Hoewel de exuberante stijl van Casanova in het verlengde ligt van de eerdere marathons is er een duidelijk verschil. Tantalus, Odysseus en Herakles zijn Griekse tragedies waarin de taal een beslissende rol speelt. In Casanova overheerst het barokke beeld. Greidanus noemt het een „Elizabethaanse uitvoering, zoals Shakespeare die bracht op een voor- en achtertoneel plus een balkon". En, voegt hij eraan toe, „meer heb ik niet nodig. Het kostuumatelier heeft 150 kostuums gemaakt. Die geven aan waar we ons in het verhaal bevinden; of het nu Genua is, Londen, Venetië, Amsterdam of Zürich. Ik gebruik geen decorstukken die dat oproepen. Op deze manier appelleer ik aan de verbeelding van de toeschouwer."

Er is nog een verschil tussen Casanova en Odysseus of Herakles: de eerste kent geen catharsis, geen zelfinzicht, zoals de Griekse helden. Of, zoals titelheld Greidanus jr. het noemt tussendoor tijdens de repetities: „Casanova is een suikertaart.

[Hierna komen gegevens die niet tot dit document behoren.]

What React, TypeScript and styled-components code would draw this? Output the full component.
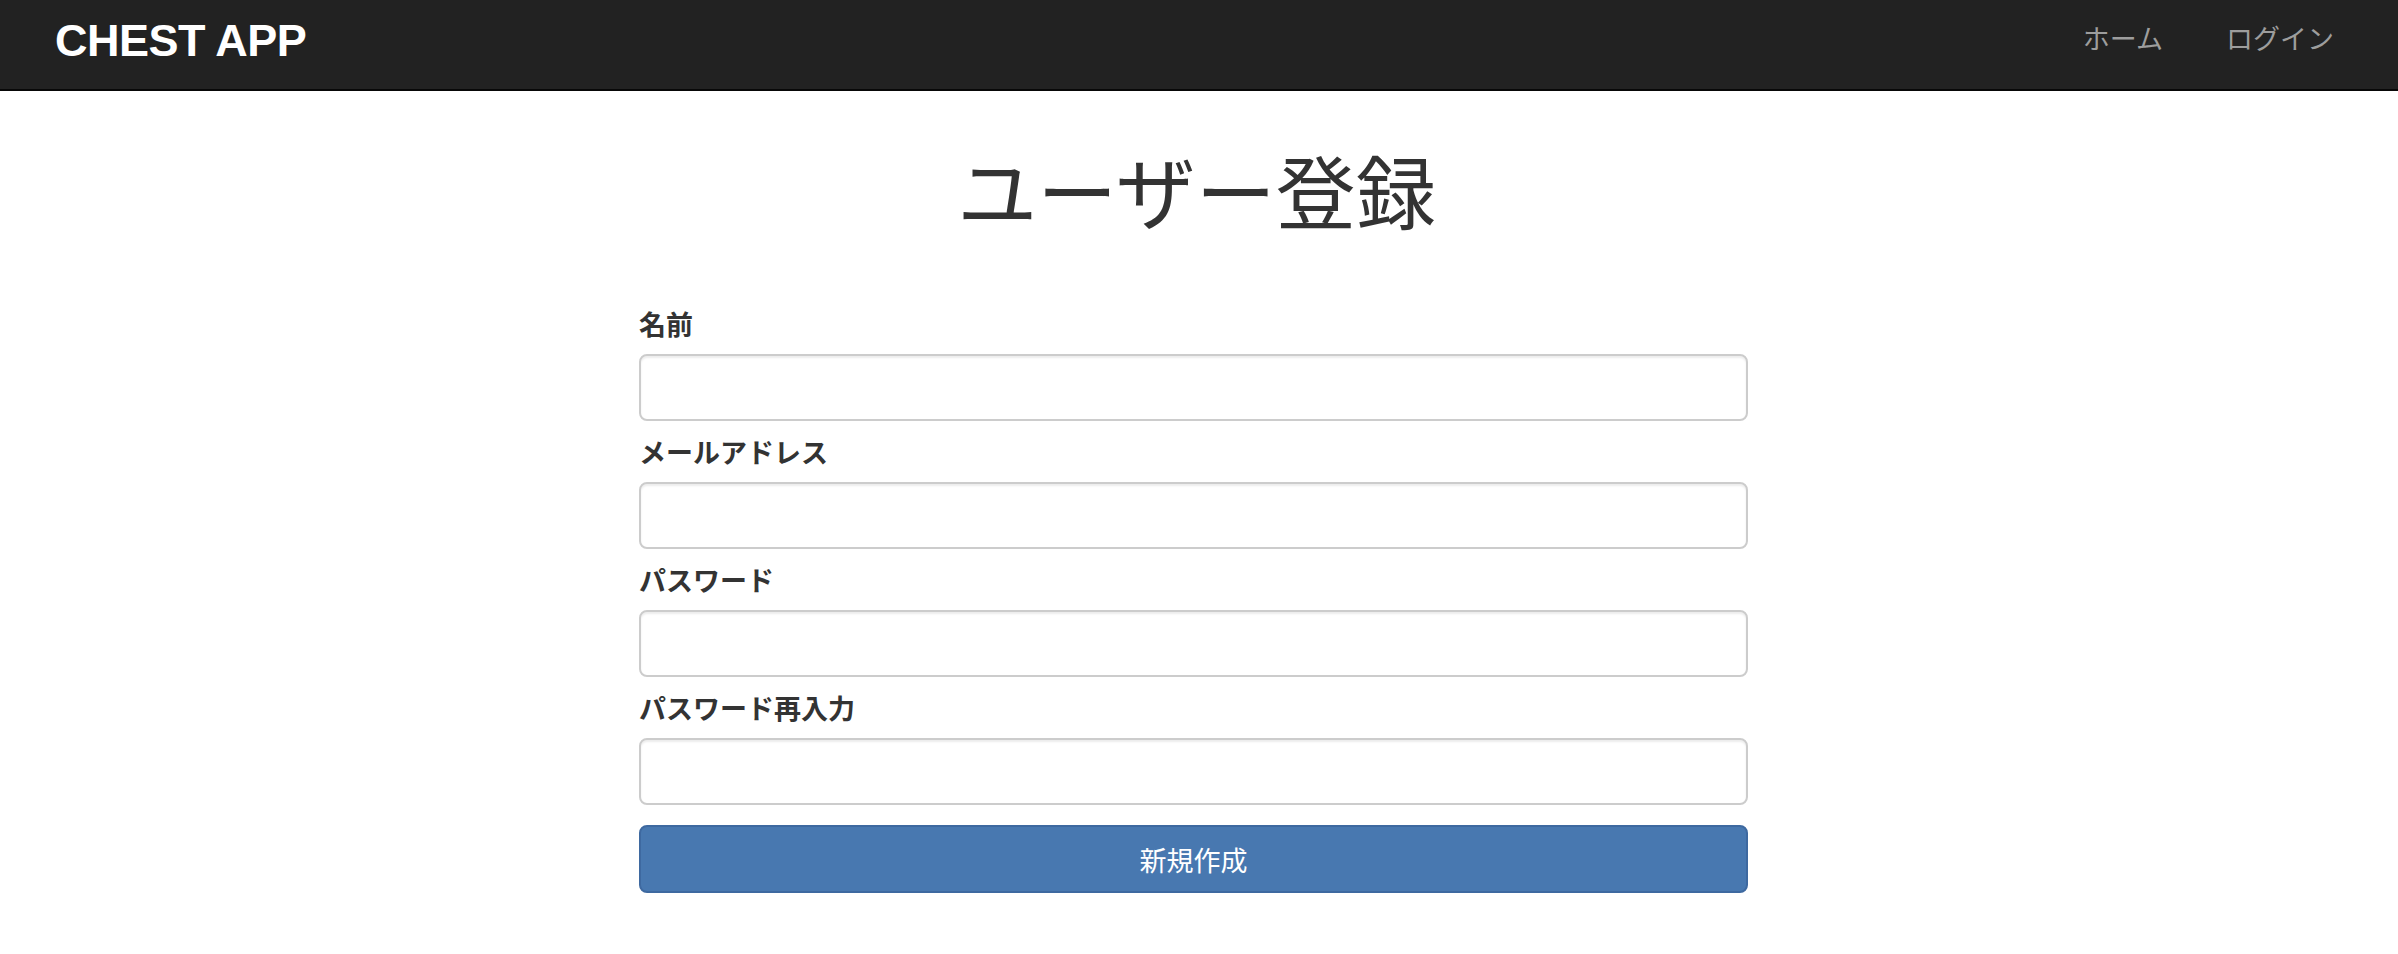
import styled, { createGlobalStyle } from "styled-components";

const GlobalStyle = createGlobalStyle`
  html, body {
    margin: 0;
    padding: 0;
    background: #ffffff;
  }

  body {
    font-family: "Liberation Sans", "Noto Sans CJK JP", sans-serif;
    color: #333333;
  }

  * {
    box-sizing: border-box;
  }
`;

//* ==> Data <== *//
const fields = [
  { id: "name", label: "名前", type: "text" },
  { id: "email", label: "メールアドレス", type: "email" },
  { id: "password", label: "パスワード", type: "password" },
  { id: "password_confirmation", label: "パスワード再入力", type: "password" },
];

const navLinks = ["ホーム", "ログイン"];

const App = () => {
  return (
    <>
      <GlobalStyle />
      <Navbar>
        <Brand>CHEST APP</Brand>
        <NavList>
          {navLinks.map((link) => (
            <NavItem key={link}>{link}</NavItem>
          ))}
        </NavList>
      </Navbar>
      <Main>
        <Title>ユーザー登録</Title>
        <Form onSubmit={(e) => e.preventDefault()}>
          {fields.map((field) => (
            <FormGroup key={field.id}>
              <Label htmlFor={field.id}>{field.label}</Label>
              <Input id={field.id} type={field.type} />
            </FormGroup>
          ))}
          <SubmitButton type="submit">新規作成</SubmitButton>
        </Form>
      </Main>
    </>
  );
};

const Navbar = styled.header`
  display: flex;
  align-items: center;
  justify-content: space-between;
  height: 91px;
  padding: 0 42px 0 55px;
  background-color: #222222;
  border-bottom: 2px solid #080808;
`;

const Brand = styled.span`
  font-family: "Liberation Sans", Arial, sans-serif;
  font-weight: bold;
  font-size: 45px;
  letter-spacing: -0.5px;
  color: #ffffff;
  margin-top: -8px;
`;

const NavList = styled.nav`
  display: flex;
  align-items: center;
  margin-top: -14px;
`;

const NavItem = styled.span`
  font-family: "Noto Sans CJK JP", sans-serif;
  font-size: 27px;
  color: #9d9d9d;
  padding: 0 22px 0 41px;
`;

const Main = styled.main`
  width: 1120px;
  margin: 0 auto;
  padding-right: 11px;
`;

const Title = styled.h1`
  font-family: "Noto Sans CJK JP", sans-serif;
  font-weight: normal;
  font-size: 80px;
  line-height: 86px;
  text-align: center;
  color: #333333;
  margin: 54px 0 74px;
  padding-left: 6px;
`;

const Form = styled.form`
  display: flex;
  flex-direction: column;
`;

const FormGroup = styled.div`
  display: flex;
  flex-direction: column;
  margin-bottom: 12px;
`;

const Label = styled.label`
  font-family: "Noto Sans CJK JP", sans-serif;
  font-weight: bold;
  font-size: 27px;
  line-height: 38px;
  color: #333333;
  margin-bottom: 11px;
`;

const Input = styled.input`
  height: 67px;
  width: 100%;
  padding: 10px 20px;
  font-size: 27px;
  border: 2px solid #cccccc;
  border-radius: 8px;
  background: #ffffff;
  box-shadow: inset 0 2px 2px rgba(0, 0, 0, 0.075);
  outline: none;
`;

const SubmitButton = styled.button`
  height: 68px;
  width: 100%;
  margin-top: 8px;
  font-family: "Noto Sans CJK JP", sans-serif;
  font-size: 27px;
  color: #ffffff;
  background-color: #4878b0;
  border: 2px solid #3e69a0;
  border-radius: 8px;
  cursor: pointer;
`;

export default App;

Er is geen echte dramatische lijn. Hij gaat wel ten onder, maar dat berokkent hem geen spijt of berouw. Hij aanvaardt het als de consequentie van zijn levensstijl."

Er is een scène die Greidanus sr. na aan het hart ligt en waarin hij een politiek statement maakt naar de kunstbezuinigingen van de laatste tijd. Het doelt op De fabel van de krekel en de mier van La Fontaine die Casanova bijwoont aan het hof van Madame de Pompadour. In dit sprookje weigert een arbeidzame mier een krekel te bedanken die een zomer lang voor hem zingt. Deze fabel symboliseert het tekort aan waardering voor de kunstenaar.

Greidanus: „Ik neem het de CDA en VVD kwalijk dat zij in het gedoogakkoord met de PVV de kunsten in het verdomhoekje hebben geplaatst. Deze scène is een snier naar deze kwalijke overeenkomst. Afgezien van de korting op subsidies hebben deze partijen ook bijgedragen aan het scheppen van een argwanende sfeer, waarin kunstenaars als profiteurs worden afgeserveerd. Gelukkig begint het tij te keren en ziet men in dat kunsten in de maatschappij onmisbaar zijn, juist ook voor jonge mensen om hen weerbaar te maken in de samenleving. Kunst maakt het onmogelijke mogelijk. Dat laten we ook met deze Casanova zien: een decadente man die danst op de rand van de vulkaan, en zijn ondergang niet onder ogen wil zien. Maar wij, het publiek, doen dat wel."